* Goal of the exercise
Keep the wording of each record exactly the same when you repeat it, and leave out pictures.

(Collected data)
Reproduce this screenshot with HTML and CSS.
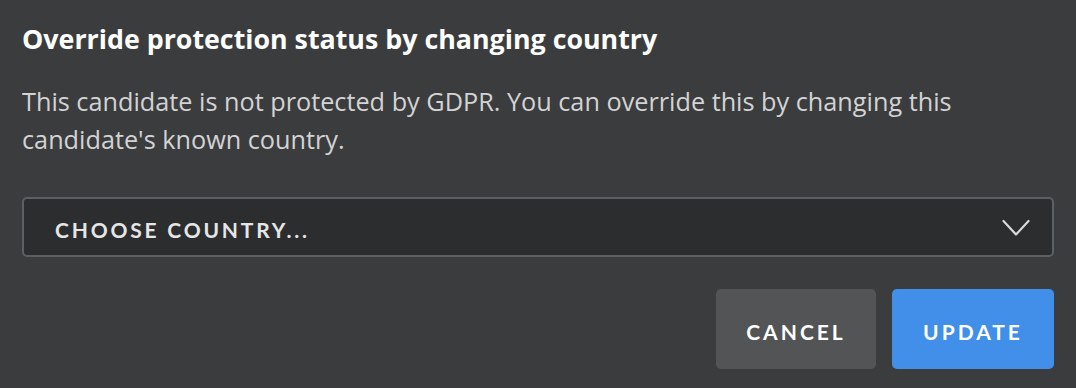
FILE: index.html
```html
<!DOCTYPE html>
<html lang="en">
<head>
<meta charset="utf-8">
<title>Override protection status</title>
<link rel="stylesheet" href="styles.css">
</head>
<body>
<div class="dialog">
  <h1 class="title">Override protection status by changing country</h1>
  <p class="desc">This candidate is not protected by GDPR. You can override this by changing this<br>candidate's known country.</p>
  <div class="select">
    <span class="select-label">Choose country...</span>
    <svg class="chevron" width="28" height="18" viewBox="0 0 28 18" aria-hidden="true"><path d="M1.5 2 L14 15.5 L26.5 2" fill="none" stroke="#d9d9d9" stroke-width="2.2" stroke-linecap="round" stroke-linejoin="round"/></svg>
  </div>
  <div class="actions">
    <button class="btn btn-cancel">Cancel</button>
    <button class="btn btn-update">Update</button>
  </div>
</div>
</body>
</html>
```
FILE: styles.css
```css
html, body {
  margin: 0;
  padding: 0;
  background: #3b3c3e;
}
body {
  font-family: "Open Sans", "Noto Sans", sans-serif;
}
.dialog {
  padding: 21px 22px 0 22px;
  display: flex;
  flex-direction: column;
}
.title {
  margin: 0;
  font-size: 26.8px;
  line-height: 36px;
  font-weight: 700;
  color: #ffffff;
  white-space: nowrap;
}
.desc {
  margin: 26px 0 0 0;
  font-size: 25.25px;
  line-height: 37.6px;
  color: #d3d3d4;
  white-space: nowrap;
}
.select {
  margin-top: 39px;
  height: 60px;
  box-sizing: border-box;
  border: 2px solid #596066;
  border-radius: 5px;
  background: #2c2d2f;
  display: flex;
  align-items: center;
  justify-content: space-between;
  padding: 0 22px 0 31px;
}
.select-label {
  font-family: Lato, "Open Sans", sans-serif;
  font-size: 21px;
  font-weight: 700;
  letter-spacing: 2.8px;
  text-transform: uppercase;
  color: #e6e6e7;
  padding-top: 4px;
}
.chevron {
  display: block;
  margin-top: 1px;
}
.actions {
  margin-top: 32px;
  display: flex;
  justify-content: flex-end;
  gap: 16px;
}
.btn {
  height: 80px;
  border: none;
  border-radius: 5px;
  font-family: Lato, "Open Sans", sans-serif;
  font-size: 21px;
  font-weight: 700;
  letter-spacing: 3px;
  text-transform: uppercase;
  color: #ffffff;
  padding: 4px 0 0 0;
}
.btn-cancel {
  width: 160px;
  background: #535456;
}
.btn-update {
  width: 162px;
  background: #418fe8;
}
```
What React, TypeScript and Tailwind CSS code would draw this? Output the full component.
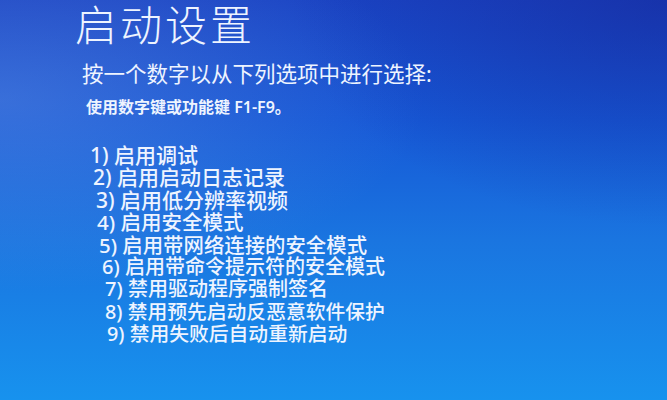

* Exercise solution
Reproduce this screenshot with HTML and CSS.
FILE: index.html
```html
<!DOCTYPE html>
<html lang="en">
<head>
<meta charset="utf-8">
<title>Override protection status</title>
<link rel="stylesheet" href="styles.css">
</head>
<body>
<div class="dialog">
  <h1 class="title">Override protection status by changing country</h1>
  <p class="desc">This candidate is not protected by GDPR. You can override this by changing this<br>candidate's known country.</p>
  <div class="select">
    <span class="select-label">Choose country...</span>
    <svg class="chevron" width="28" height="18" viewBox="0 0 28 18" aria-hidden="true"><path d="M1.5 2 L14 15.5 L26.5 2" fill="none" stroke="#d9d9d9" stroke-width="2.2" stroke-linecap="round" stroke-linejoin="round"/></svg>
  </div>
  <div class="actions">
    <button class="btn btn-cancel">Cancel</button>
    <button class="btn btn-update">Update</button>
  </div>
</div>
</body>
</html>
```
FILE: styles.css
```css
html, body {
  margin: 0;
  padding: 0;
  background: #3b3c3e;
}
body {
  font-family: "Open Sans", "Noto Sans", sans-serif;
}
.dialog {
  padding: 21px 22px 0 22px;
  display: flex;
  flex-direction: column;
}
.title {
  margin: 0;
  font-size: 26.8px;
  line-height: 36px;
  font-weight: 700;
  color: #ffffff;
  white-space: nowrap;
}
.desc {
  margin: 26px 0 0 0;
  font-size: 25.25px;
  line-height: 37.6px;
  color: #d3d3d4;
  white-space: nowrap;
}
.select {
  margin-top: 39px;
  height: 60px;
  box-sizing: border-box;
  border: 2px solid #596066;
  border-radius: 5px;
  background: #2c2d2f;
  display: flex;
  align-items: center;
  justify-content: space-between;
  padding: 0 22px 0 31px;
}
.select-label {
  font-family: Lato, "Open Sans", sans-serif;
  font-size: 21px;
  font-weight: 700;
  letter-spacing: 2.8px;
  text-transform: uppercase;
  color: #e6e6e7;
  padding-top: 4px;
}
.chevron {
  display: block;
  margin-top: 1px;
}
.actions {
  margin-top: 32px;
  display: flex;
  justify-content: flex-end;
  gap: 16px;
}
.btn {
  height: 80px;
  border: none;
  border-radius: 5px;
  font-family: Lato, "Open Sans", sans-serif;
  font-size: 21px;
  font-weight: 700;
  letter-spacing: 3px;
  text-transform: uppercase;
  color: #ffffff;
  padding: 4px 0 0 0;
}
.btn-cancel {
  width: 160px;
  background: #535456;
}
.btn-update {
  width: 162px;
  background: #418fe8;
}
```
What React, TypeScript and Tailwind CSS code would draw this? Output the full component.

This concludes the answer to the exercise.